Of all Shakespeare’s plays, Antony and Cleopatra is the only one that merges a love drama, a power drama and comedy in a single play. A highly ambitious creation about the archetypal love affair between the two protagonists, as well as geo-strategy in the midst of the decline of the Ancient Republic and rise of the Roman Empire (personified by the young Octavian (Augustus) Caesar). The resonance with today’s world of declining democratic values and shifting international loyalties is provocative and very timely.
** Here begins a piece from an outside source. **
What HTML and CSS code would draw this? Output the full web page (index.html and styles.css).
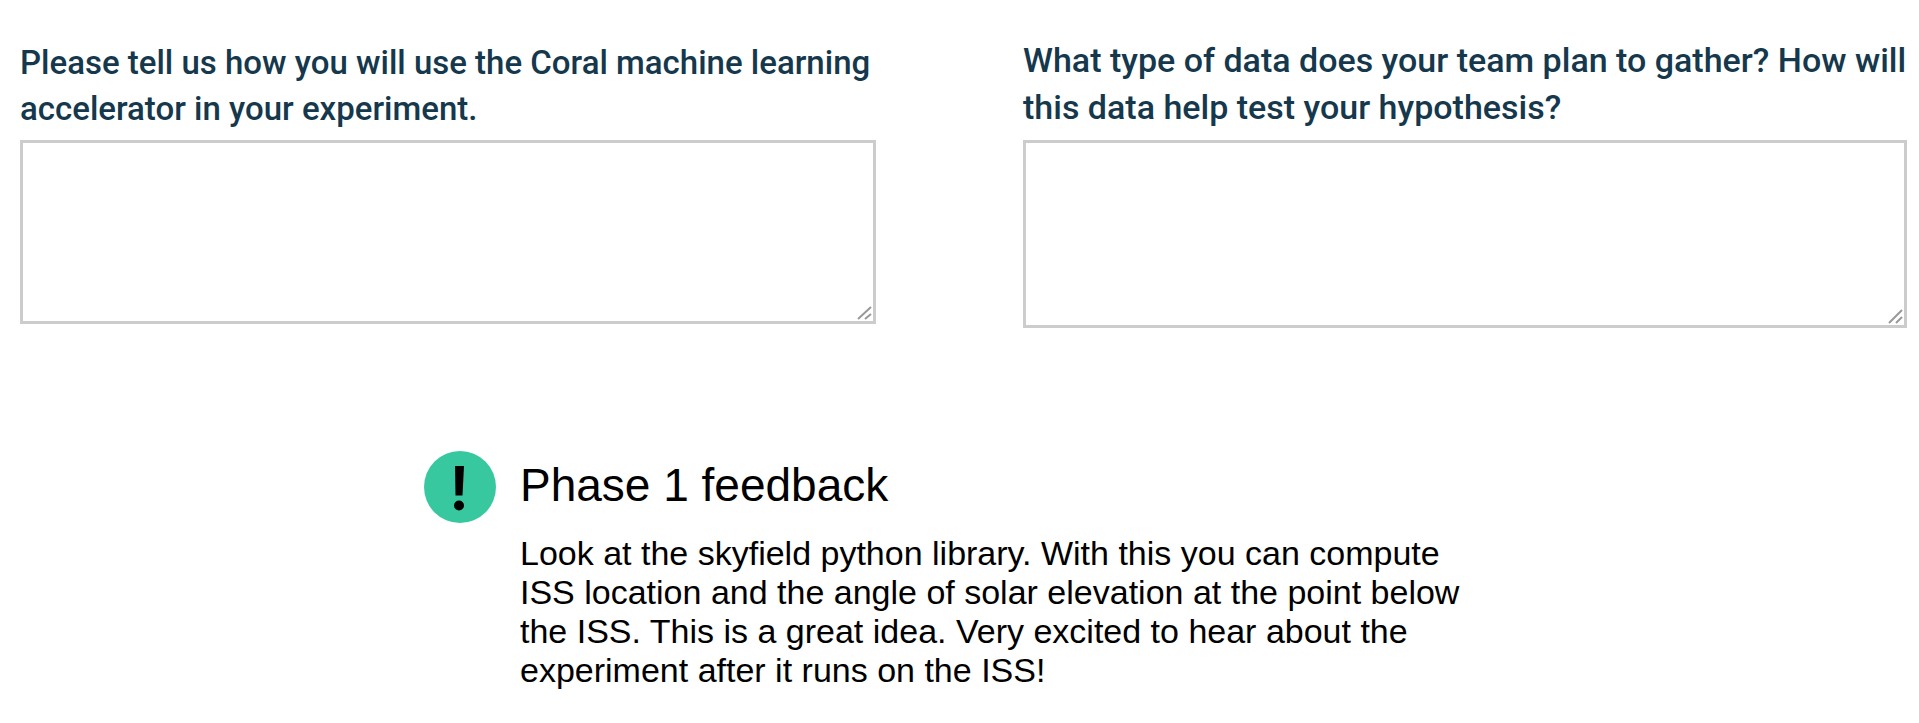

Cleopatra is the most psychologically textured character of all the Shakespearean female roles. Her extraordinary human qualities are expressed throughout the play: narcissism, intelligence, capacity for seduction and eroticism, ethical ambivalence, military bravery, indulgence and, ultimately, her true capacity to love. However, in her love game with Antony, she reveals real human vulnerability that transcends her self-control. Immersed in a conflict: her love for Antony and the struggle to remain in power; when she realizes her defeat, full of scars impossible to erase, she chooses suicide over the humiliation of being brought back to Rome as a trophy of Caesar’s military triumph.
The action takes place in approximately 31-30 BC and alternates between two locations: Alexandria and Rome, although the production employs a variety of devices to connect the audience to the contemporary world. Through this journey, we witness the transformation of two god-like figures, Cleopatra/Isis and Antony/Hercules, into real lovers in all their fragility, intimacy and uncertainty. He was a Roman general; she was an Egyptian queen. Their passion would redefine the world order.